14. A method of manufacturing an electrode, the method comprising:

forming a first active material layer having a partially cut-out rectangular shape on a first surface of a collector base material to form an electrode base material; and

cutting the electrode base material to form a first electrode that includes a terminal unit formed from part of the electrode base material in which the active material layer is not provided.

15. The method of manufacturing an electrode according to claim 14, further comprising forming a second active material layer on a second surface of the collector base material opposite the first surface.

16. The method of manufacturing an electrical storage device according to claim 15, wherein the second active material layer includes a second cutout part, and the second active material layer is formed such that the cutout part of the first active material layer matches the second cutout part of the second active material layer.

17. The method of manufacturing an electrical storage device according to claim 15, wherein the second active material layer is shaped so as to cover the cutout part of the first active material layer.

18. The method of manufacturing an electrical storage device according to claim 14, wherein

a plurality of the first active material layers are formed on the first surface of the collector base material, and

the plurality of the first active material layers are formed such that the respective cutout parts of adjacent active material layers partially overlap with each other.

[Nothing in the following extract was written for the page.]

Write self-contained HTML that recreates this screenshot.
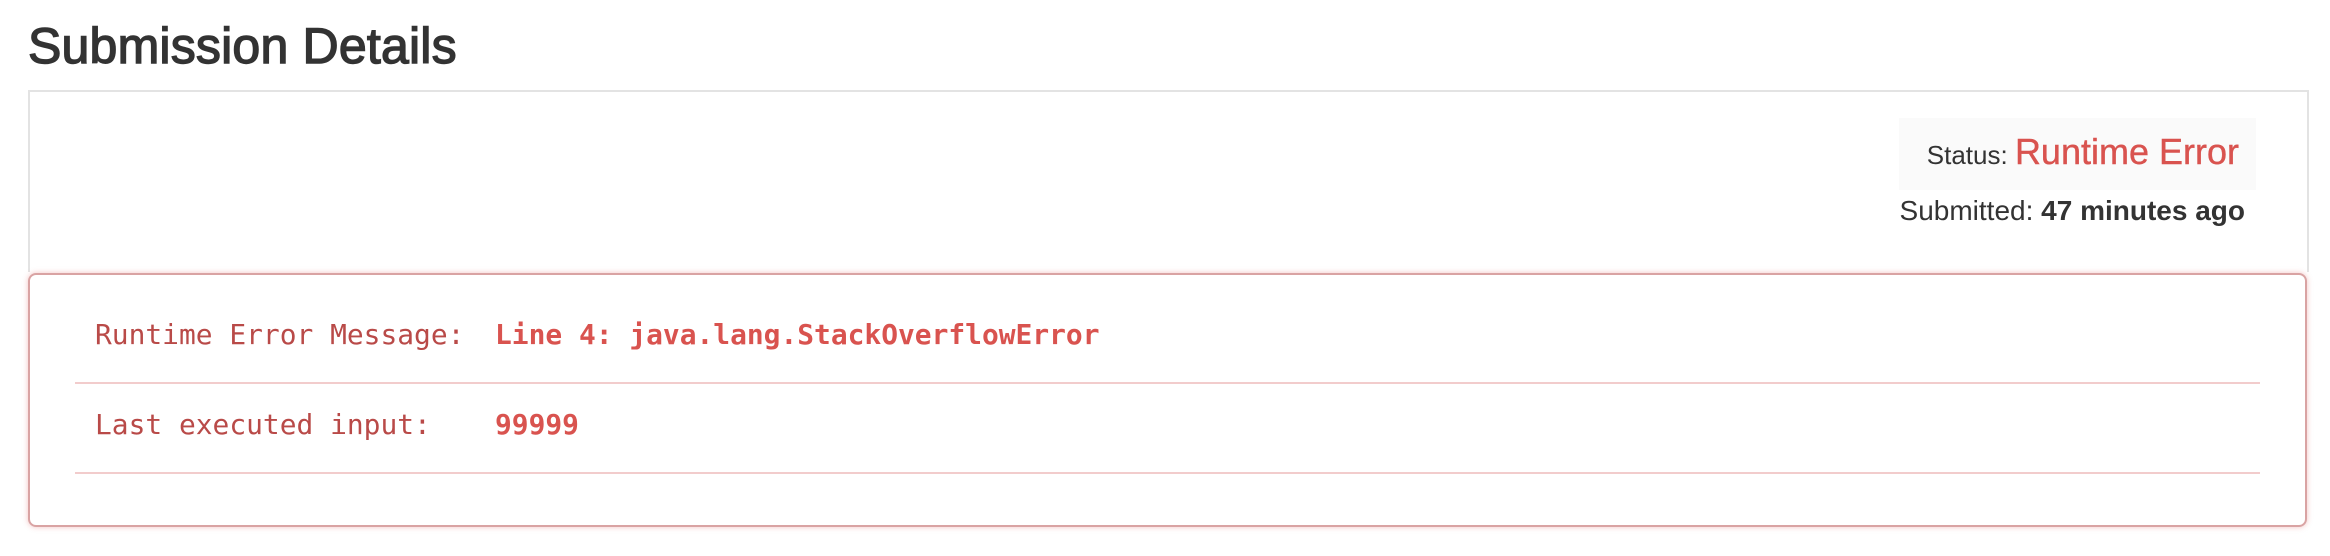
<!DOCTYPE html>
<html><head><meta charset="utf-8"><style>
html,body{margin:0;padding:0;background:#fff;width:2330px;height:556px;overflow:hidden}
body{font-family:"Liberation Sans",sans-serif;color:#333;position:relative}
h1{position:absolute;left:28px;top:16px;margin:0;font-size:50px;font-weight:normal;line-height:60px;color:#333;-webkit-text-stroke:1.4px #333;letter-spacing:0.2px}
.top{position:absolute;left:28px;top:90px;width:2277px;height:180px;border:2px solid #e3e3e3;border-bottom:none}
.status{position:absolute;left:1899px;top:118px;width:357px;height:72px;background:#fafafa}
.st{position:absolute;right:91px;top:131px;white-space:nowrap;font-size:26px;color:#333;line-height:42px}
.st b{font-weight:normal;color:#d9534f;font-size:36px;-webkit-text-stroke:0.4px #d9534f}
.sub{position:absolute;right:85px;top:195px;white-space:nowrap;font-size:28px;line-height:32px}
.err{position:absolute;left:28px;top:273px;width:2275px;height:250px;border:2px solid #d9a3a3;border-radius:8px;box-shadow:0 0 6px rgba(217,83,79,.35)}
.mono{font-family:"DejaVu Sans Mono","Liberation Mono",monospace;font-size:27.9px;position:absolute;white-space:nowrap;line-height:34px}
.lab{color:#b94a48}
.val{color:#d9534f;font-weight:bold}
.line{position:absolute;left:75px;width:2185px;height:2px;background:#f2cccc}
</style></head><body>
<h1>Submission Details</h1>
<div class="top"></div>
<div class="status"></div>
<div class="st">Status: <b>Runtime Error</b></div>
<div class="sub">Submitted: <b>47 minutes ago</b></div>
<div class="err"></div>
<div class="mono lab" style="left:95px;top:318px">Runtime Error Message:</div>
<div class="mono val" style="left:495px;top:318px">Line 4: java.lang.StackOverflowError</div>
<div class="line" style="top:382px"></div>
<div class="mono lab" style="left:95px;top:408px">Last executed input:</div>
<div class="mono val" style="left:495px;top:408px">99999</div>
<div class="line" style="top:472px"></div>
</body></html>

19. The method of manufacturing an electrical storage device according to claim 14, wherein

a plurality of the first active material layers are formed on the first surface of the collector base material, and

the plurality of the first active material layers are formed such that the respective cutout parts of four adjacent active material layers are continuous with each other.

20. The method of manufacturing an electrical storage device according to claim 14, further comprising pressing the electrode base material after the formation of the first active material layer.